All, I have been working on my first Gasser build and have a few questions. First off, the 1952 Ford weighed 3,070 pounds. I was planning on using a vega steering box but just recently found out that the steering box should not be used on anything over 2,800 pounds. The car had a straight six in it and I installed a 454 big block. I removed the inner fender wells, front bumper,.....stc. Not sure if the vega will work. Suggestions would be appreciated. Next issue, the front shackle. Obviously it folded over. I was told to move the shackle forward instead of making longer shackles. I completely believe the guy who told me this as he has a lot of experience in building gassers. Reasoning was deflection while steering. Thoughts? This picture is of the tie rod on the passenger side. I am using a Speedway tube axle with their kit. Is this set up correctly? Same questions as above, is this set up correctly? I do not like the fact the threads of the bolt do not come all the way through the steering arm. Any thoughts here would be greatly appreciated. Thanks!
You can use a Saginaw 525 box, bolts to the same mount as the Vega box. It’s a much heavier box. I’d prefer regular tie rod ends over heim joints.
Eliminate as many of those big spacer bushings as possible. What is that long spacer for? Try to get the Heim end as close to the steering arms as possible. A Saginaw (525???) box like on AMC cars or Chevelles is an option. You didn't ask this, but a) limit your front caster to seven degrees. b) use a steering damper like a Fiero or VW.
I've been running a Ford Econoline front axel for over 50 years. I agree with what 31Apickup said about using tie rod ends. They are not as pretty, but they are very dependable.

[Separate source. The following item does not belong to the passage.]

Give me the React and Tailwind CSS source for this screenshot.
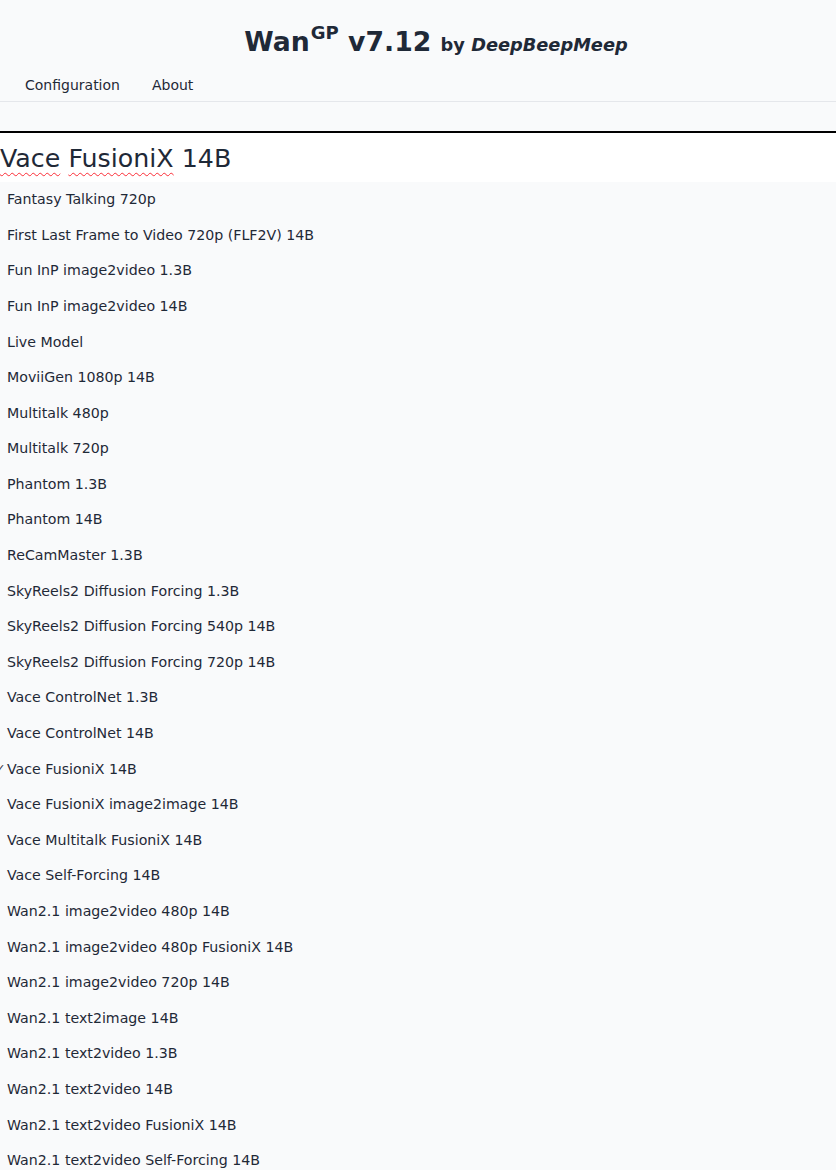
const models = [
  "Fantasy Talking 720p",
  "First Last Frame to Video 720p (FLF2V) 14B",
  "Fun InP image2video 1.3B",
  "Fun InP image2video 14B",
  "Live Model",
  "MoviiGen 1080p 14B",
  "Multitalk 480p",
  "Multitalk 720p",
  "Phantom 1.3B",
  "Phantom 14B",
  "ReCamMaster 1.3B",
  "SkyReels2 Diffusion Forcing 1.3B",
  "SkyReels2 Diffusion Forcing 540p 14B",
  "SkyReels2 Diffusion Forcing 720p 14B",
  "Vace ControlNet 1.3B",
  "Vace ControlNet 14B",
  "Vace FusioniX 14B",
  "Vace FusioniX image2image 14B",
  "Vace Multitalk FusioniX 14B",
  "Vace Self-Forcing 14B",
  "Wan2.1 image2video 480p 14B",
  "Wan2.1 image2video 480p FusioniX 14B",
  "Wan2.1 image2video 720p 14B",
  "Wan2.1 text2image 14B",
  "Wan2.1 text2video 1.3B",
  "Wan2.1 text2video 14B",
  "Wan2.1 text2video FusioniX 14B",
  "Wan2.1 text2video Self-Forcing 14B",
];

const selected = "Vace FusioniX 14B";

export default function App() {
  return (
    <div className="min-h-[1170px] bg-[#f9fafb] text-[#1f2937] font-['DejaVu_Sans',sans-serif] overflow-hidden">
      <header className="h-[70px] flex items-center justify-center pt-[14px] pl-[36px]">
        <h1 className="text-[26.7px] font-bold leading-none">
          Wan<sup className="text-[18px] font-bold relative -top-[12px] ml-[1px]">GP</sup> v7.12{" "}
          <span className="text-[17.8px]">
            by <i>DeepBeepMeep</i>
          </span>
        </h1>
      </header>

      <nav className="flex gap-[32px] px-[25px] h-[32px] items-center text-[14px] border-b border-[#e5e7eb]">
        <span>Configuration</span>
        <span>About</span>
      </nav>

      <div className="h-[29px]" />

      <div className="border-t-2 border-black bg-white h-[51px] flex items-center pt-[2px]">
        <span className="text-[25.3px] leading-none">
          <span className="underline decoration-wavy decoration-red-500 decoration-1 underline-offset-[5px]">Vace</span>{" "}
          <span className="underline decoration-wavy decoration-red-500 decoration-1 underline-offset-[5px]">FusioniX</span>{" "}
          14B
        </span>
      </div>

      <ul className="text-[14.2px]">
        {models.map((m) => (
          <li key={m} className="relative h-[35.6px] flex items-center pl-[7px]">
            {m === selected && (
              <span className="absolute left-[-4px] text-[11px]">✓</span>
            )}
            {m}
          </li>
        ))}
      </ul>
    </div>
  );
}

Hard not to see things I don't like. but you want the shackle pointing forward at a 30 to 45 degree angle with weight on the springs at ride height. You want the main leaf spring to be able to flatten out and not bind or max out the shackle.
I used a speedway kit, I read the instructions about how to set up the springs....this is what I ended up with. Notice that about half the leafs are gone from the spring, so it actually acts like a spring, instead of a solid piece of steel. When the spring is compressed almost flat, the shackle is at an angle. When the car lifts up (either by jacking the frame...or doing a wheelie at the strip...) the spring gets it's curve back, and the shackle slants a little bit the other way. I have the heim rod ends on 3/4 of my steering. They work.I have a tie rod end where the drag link connects to the pitman arm. You do need bolts long enough to get full thread engagement.
Here's mine, your shackle definitely needs cut off and redone, I set mine up using the main leaf only and a block of wood to simulate the thickness of the missing spring back. As you can see it turned out right with the weight of the big block tunnel ram combo, also I had the spacer tig welded to prevent any wiggle. Give me a few minutes and I'll run out to the garage and take some detailed photos.
You will need to carefully cut those front spring hangers off of the frame and move them forward about 1.5-2". Use a 525 steering box as others have said. Once you get everything fixed and back together, use the spacers as needed to get the tie rod and drag link to clear everything and to be as parallel to the axle as possible. Weld them to the steering arms once you have everything working right. The Heim style rod ends are ok but use these seals to help keep dirt and debris out of them and check them often for lube and play. Factory style tie rod ends are better, but your steering arms don't appear to be tapered for them. Seals-It WS5001 Heim Joint Rod End Seals, 1/2 Inch Hole, Set/6 (speedwaymotors.com)
hey, I should get some of those seals, and put some oil on my rod ends, eh? They've just been riding out in the breeze all this time, dry. But they're still pretty tight after 30k miles.
The Seals-it seals are really nice and just add a little protection. If your rod ends are in a double shear mount, they probably won't fit since the washer part of them is .048"-.050" thick, each.
Thanks for the advice folks. I am looking at couple of things and plan on making some modifications. Thanks to those who provided helpful advice and constructive criticism. First gasser build, I don't have all the answers. Thanks again.
As frenchtown mentioned, I did set the caster at 7 degrees. At least it seems I got something right. Working on the rest. Thanks
Quality of new seals are suck, fall apart in short time. Have some that are over 20 years old and are still fine.
I got the axle straightened out. Was not happy with the height so I made shackles a bit longer to raise it up a hair. Right now I am working on the ladder bars in the rear. I am still waiting for my drag link to show, got the the steering box installed, and steering column. Hopefully soon I will be done with all of the mock up and ready to pull things apart and start my final welding, put the engine together, and then the trans. Thanks for asking. Will post more pics when I have a few moments.
gotta post some pictures of mine and get some opinions i didnt set it up previous owner did .YIKES !! im just that way with anything i didnt set up it drives fine !
Indeed! Lengthened shackles change the caster, and also can be pretty spooky when making sharps turns at almost any driving speed when they deflect sideways, and cause steering issues. Blocks of 4" or less have been used for many decades without any issues.